Busobozi notes that the modern parent is obsessed with the determination to create a future for their children, and in so doing, creates less or no time at all to interact with the academic and disciplinary progression of their learners.

"The truth of the matter remains that a child whose social and spiritual discipline is strong has high chances of academic excellence,” he adds.

Enock Nkulanga, the national director, African Children’s Mission, says students can’t learn without discipline as the school will be in chaos.

He points out that when it comes to the discipline of learners, the challenge is that we tend to focus and talk only about instilled discipline, the discipline that is instilled in children by parents, or because of school rules and regulations.

Nkulanga is of the view that the most important discipline is self-discipline. It should be cultivated within by an individual (student), by setting standards and determining how far they can go amidst numerous obstacles.

What to do

Emmy Ndangamira, a mathematics and disciplinary teacher at Little Angels School in Kicukiro, says parents and schools can strive to cultivate or instil discipline in children and students respectively, but still fail and end up with unmanageable students.

He says that it’s good for students to learn how to be responsible in all areas, and that this should start when they are still very young.

"Disciplined students strive for higher standards, which propels them to higher academic achievement. They bring public glorification to their institution, which trickles down to how the institution strives to maintain higher standards,” he says.

Ndangamira says that for schools or parents to have disciplined students, schools especially should look into participatory approaches which involve making imposed policies. 

"I feel students should be involved, beginning with the student leadership body. Inspiring students to have a spirit of belonging, and encouraging involvement in building their school as a great institution goes a long way in making sure that students feel proud of how they are involved in the decision making process that affects their institution,” he observes.

How should indiscipline be approached?

Jacky Irabagiza, counsellor and matron at Martyrs Secondary School in Remera, says punishing students builds resentment and ‘hard hearts’.

The best approach, Irabagiza says, is to encourage a disorderly student to acknowledge their fault and show remorse. School leadership should be willing to forgive.

She notes that in situations where students commit the same fault repeatedly, they should be sent home to bring their parents to the school. They should then take an oath to not make the same mistake again. 

Irabagiza says that this should be strict and every school or institution should embrace the method, as it helps shape learners to fit in society as responsible citizens.

"When learners are made to reflect on their wrongdoings, they’ll strive to be better,” she adds.

Ndangamira says that having ways to discipline students in school is vital, and that parents should be aware of this.

He says that teachers should avoid corporal punishment, as this does not help; on the contrary, it makes a student’s behaviour even worse.

Alternatively, he advises, a teacher should try lighter retribution for learners to show remorse for their actions.

Depending on the student’s fault, a teacher should be in the position to involve the parents.
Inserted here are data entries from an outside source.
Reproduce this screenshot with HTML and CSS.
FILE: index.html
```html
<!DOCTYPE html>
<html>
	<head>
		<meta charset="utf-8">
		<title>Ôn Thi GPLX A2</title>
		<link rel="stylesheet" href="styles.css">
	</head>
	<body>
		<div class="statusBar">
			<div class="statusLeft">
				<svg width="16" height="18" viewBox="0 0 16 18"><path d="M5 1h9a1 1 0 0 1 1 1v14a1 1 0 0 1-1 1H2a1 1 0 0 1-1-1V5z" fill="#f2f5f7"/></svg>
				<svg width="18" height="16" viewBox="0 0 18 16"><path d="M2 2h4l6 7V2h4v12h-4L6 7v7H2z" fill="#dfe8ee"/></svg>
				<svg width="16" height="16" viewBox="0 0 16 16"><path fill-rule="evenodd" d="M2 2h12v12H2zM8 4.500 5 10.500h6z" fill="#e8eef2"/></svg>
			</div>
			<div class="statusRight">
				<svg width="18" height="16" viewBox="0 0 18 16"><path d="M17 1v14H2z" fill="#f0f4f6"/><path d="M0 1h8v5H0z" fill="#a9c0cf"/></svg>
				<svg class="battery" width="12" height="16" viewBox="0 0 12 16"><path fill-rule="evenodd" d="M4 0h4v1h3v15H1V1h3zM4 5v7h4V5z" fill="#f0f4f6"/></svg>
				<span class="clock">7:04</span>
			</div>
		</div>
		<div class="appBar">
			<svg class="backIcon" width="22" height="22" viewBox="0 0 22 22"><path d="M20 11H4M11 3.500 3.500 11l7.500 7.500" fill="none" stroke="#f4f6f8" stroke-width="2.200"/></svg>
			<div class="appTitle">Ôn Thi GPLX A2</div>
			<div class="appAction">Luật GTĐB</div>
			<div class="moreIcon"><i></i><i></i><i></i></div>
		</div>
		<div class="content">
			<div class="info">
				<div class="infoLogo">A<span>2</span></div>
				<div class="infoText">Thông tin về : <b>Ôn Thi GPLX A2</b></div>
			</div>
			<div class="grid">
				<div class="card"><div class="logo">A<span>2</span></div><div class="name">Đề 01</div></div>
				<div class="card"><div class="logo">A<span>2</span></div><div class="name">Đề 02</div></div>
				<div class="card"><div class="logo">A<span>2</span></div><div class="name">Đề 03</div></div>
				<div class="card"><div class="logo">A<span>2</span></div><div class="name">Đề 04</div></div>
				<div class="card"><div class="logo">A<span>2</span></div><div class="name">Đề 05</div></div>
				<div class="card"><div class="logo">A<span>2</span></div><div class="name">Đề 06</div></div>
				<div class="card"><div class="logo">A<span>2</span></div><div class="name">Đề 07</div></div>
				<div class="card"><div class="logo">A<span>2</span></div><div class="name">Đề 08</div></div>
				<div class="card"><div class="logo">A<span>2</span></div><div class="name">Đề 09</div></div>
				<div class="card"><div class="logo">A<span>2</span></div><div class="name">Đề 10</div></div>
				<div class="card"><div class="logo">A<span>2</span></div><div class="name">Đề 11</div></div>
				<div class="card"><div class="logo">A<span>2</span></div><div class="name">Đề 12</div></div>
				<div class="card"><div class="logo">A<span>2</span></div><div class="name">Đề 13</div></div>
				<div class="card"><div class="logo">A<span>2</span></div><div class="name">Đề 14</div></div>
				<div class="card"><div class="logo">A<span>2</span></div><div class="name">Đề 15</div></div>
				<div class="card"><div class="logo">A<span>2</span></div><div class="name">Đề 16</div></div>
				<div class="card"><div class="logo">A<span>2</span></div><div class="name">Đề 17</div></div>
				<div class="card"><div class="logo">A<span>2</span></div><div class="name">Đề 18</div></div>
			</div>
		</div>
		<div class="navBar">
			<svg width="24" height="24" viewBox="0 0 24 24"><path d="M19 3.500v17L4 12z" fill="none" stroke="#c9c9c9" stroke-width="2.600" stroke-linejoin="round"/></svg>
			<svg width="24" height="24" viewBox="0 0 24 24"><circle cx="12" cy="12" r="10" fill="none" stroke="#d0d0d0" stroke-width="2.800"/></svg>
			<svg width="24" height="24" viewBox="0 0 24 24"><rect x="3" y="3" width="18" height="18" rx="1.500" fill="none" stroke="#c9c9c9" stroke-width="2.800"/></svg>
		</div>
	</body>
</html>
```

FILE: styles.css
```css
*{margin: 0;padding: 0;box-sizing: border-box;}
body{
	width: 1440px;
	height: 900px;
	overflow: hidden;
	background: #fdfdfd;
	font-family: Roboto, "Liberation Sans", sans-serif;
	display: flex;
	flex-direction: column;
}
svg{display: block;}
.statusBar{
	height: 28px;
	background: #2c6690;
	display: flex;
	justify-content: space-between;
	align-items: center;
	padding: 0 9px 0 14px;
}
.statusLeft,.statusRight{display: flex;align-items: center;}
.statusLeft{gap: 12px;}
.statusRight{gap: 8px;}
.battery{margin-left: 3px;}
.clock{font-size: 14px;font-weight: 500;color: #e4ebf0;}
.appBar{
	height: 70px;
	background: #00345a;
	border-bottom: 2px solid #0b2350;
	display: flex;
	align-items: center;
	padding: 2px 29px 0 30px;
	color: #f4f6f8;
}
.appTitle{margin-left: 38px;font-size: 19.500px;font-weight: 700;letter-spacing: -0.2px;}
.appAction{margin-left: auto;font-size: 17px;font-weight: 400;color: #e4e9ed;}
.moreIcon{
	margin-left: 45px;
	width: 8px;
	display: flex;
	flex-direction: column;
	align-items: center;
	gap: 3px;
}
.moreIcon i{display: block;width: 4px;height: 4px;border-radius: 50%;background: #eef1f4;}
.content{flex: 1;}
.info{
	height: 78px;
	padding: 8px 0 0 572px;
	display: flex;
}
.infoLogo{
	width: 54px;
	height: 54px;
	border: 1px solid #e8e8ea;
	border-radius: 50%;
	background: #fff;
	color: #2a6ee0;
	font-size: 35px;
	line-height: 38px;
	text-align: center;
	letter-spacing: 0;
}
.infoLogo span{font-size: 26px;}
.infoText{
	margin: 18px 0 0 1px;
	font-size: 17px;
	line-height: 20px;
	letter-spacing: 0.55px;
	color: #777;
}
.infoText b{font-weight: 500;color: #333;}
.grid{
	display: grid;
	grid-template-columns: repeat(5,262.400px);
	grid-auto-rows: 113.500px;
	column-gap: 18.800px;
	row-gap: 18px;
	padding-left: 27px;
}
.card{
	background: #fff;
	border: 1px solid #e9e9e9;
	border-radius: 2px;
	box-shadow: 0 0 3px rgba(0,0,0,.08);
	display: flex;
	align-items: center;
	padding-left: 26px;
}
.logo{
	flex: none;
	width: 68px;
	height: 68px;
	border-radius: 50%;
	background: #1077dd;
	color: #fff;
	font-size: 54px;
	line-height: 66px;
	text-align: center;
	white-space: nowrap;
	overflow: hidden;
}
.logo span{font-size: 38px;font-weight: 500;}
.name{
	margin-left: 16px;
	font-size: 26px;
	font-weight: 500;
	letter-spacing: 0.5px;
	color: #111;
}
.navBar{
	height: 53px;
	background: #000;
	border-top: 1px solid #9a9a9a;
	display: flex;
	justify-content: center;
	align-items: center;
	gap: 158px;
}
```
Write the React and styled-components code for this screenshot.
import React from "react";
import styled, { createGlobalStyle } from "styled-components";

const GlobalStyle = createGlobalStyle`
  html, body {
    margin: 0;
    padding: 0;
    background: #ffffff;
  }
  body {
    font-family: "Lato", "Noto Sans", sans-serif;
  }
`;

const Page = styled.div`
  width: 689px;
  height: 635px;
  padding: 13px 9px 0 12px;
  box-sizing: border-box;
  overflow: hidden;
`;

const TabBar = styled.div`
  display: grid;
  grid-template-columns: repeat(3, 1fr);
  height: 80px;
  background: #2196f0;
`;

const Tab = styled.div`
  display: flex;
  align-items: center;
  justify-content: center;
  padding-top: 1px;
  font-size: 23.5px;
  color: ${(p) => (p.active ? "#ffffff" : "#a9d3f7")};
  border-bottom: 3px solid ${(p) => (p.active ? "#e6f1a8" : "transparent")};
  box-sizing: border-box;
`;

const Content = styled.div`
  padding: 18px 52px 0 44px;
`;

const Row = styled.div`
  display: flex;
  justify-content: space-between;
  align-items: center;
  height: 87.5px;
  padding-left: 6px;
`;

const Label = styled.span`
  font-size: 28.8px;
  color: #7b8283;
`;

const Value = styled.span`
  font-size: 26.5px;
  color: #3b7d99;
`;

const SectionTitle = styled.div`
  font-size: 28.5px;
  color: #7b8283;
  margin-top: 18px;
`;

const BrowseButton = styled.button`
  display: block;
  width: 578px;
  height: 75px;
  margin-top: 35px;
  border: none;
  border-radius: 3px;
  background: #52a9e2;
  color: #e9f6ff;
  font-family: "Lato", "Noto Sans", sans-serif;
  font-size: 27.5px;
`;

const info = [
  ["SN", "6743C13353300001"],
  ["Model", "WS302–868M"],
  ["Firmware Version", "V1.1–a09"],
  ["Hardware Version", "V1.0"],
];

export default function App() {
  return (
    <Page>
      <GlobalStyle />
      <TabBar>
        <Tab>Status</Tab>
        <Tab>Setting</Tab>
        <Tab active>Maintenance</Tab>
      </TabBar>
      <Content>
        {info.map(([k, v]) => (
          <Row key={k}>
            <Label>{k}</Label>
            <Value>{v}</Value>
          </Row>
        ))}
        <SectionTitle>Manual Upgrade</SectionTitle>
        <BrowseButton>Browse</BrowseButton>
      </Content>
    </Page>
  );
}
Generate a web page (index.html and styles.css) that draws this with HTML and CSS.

When struggles of parents and teachers join forces, it becomes much easier to guide a learner in the right direction.

Irabagiza says that parents should correct their children whenever they make a mistake, rather than sympathise with them.

Parents share their views

James Hakurimana

‘Charity begins at home’ so I believe parents should be blamed first if students portray rowdy behaviour. Working together with teachers can help parents groom children to be responsible. -----

Loice Mbabazi

I think instilling religious values in children is vital because they will always behave in ways that are righteous. Also, understanding the root of a child’s behaviour is important.

-----

Rosaline Rurangwa

The cases of students wearing short skirts show how undisciplined our children are, and the schools that permit it. The issue also drops our image as parents. Parents have a vital role to play in the education of a child. When a child, however, displays negative behaviour, greater part of the blame should be for the parents. -----

Modeste Asiimwe

I think students who misbehave should be reprimanded by parents and teachers in front of other students. This can be a warning to other students, making them afraid to indulge in such behaviour.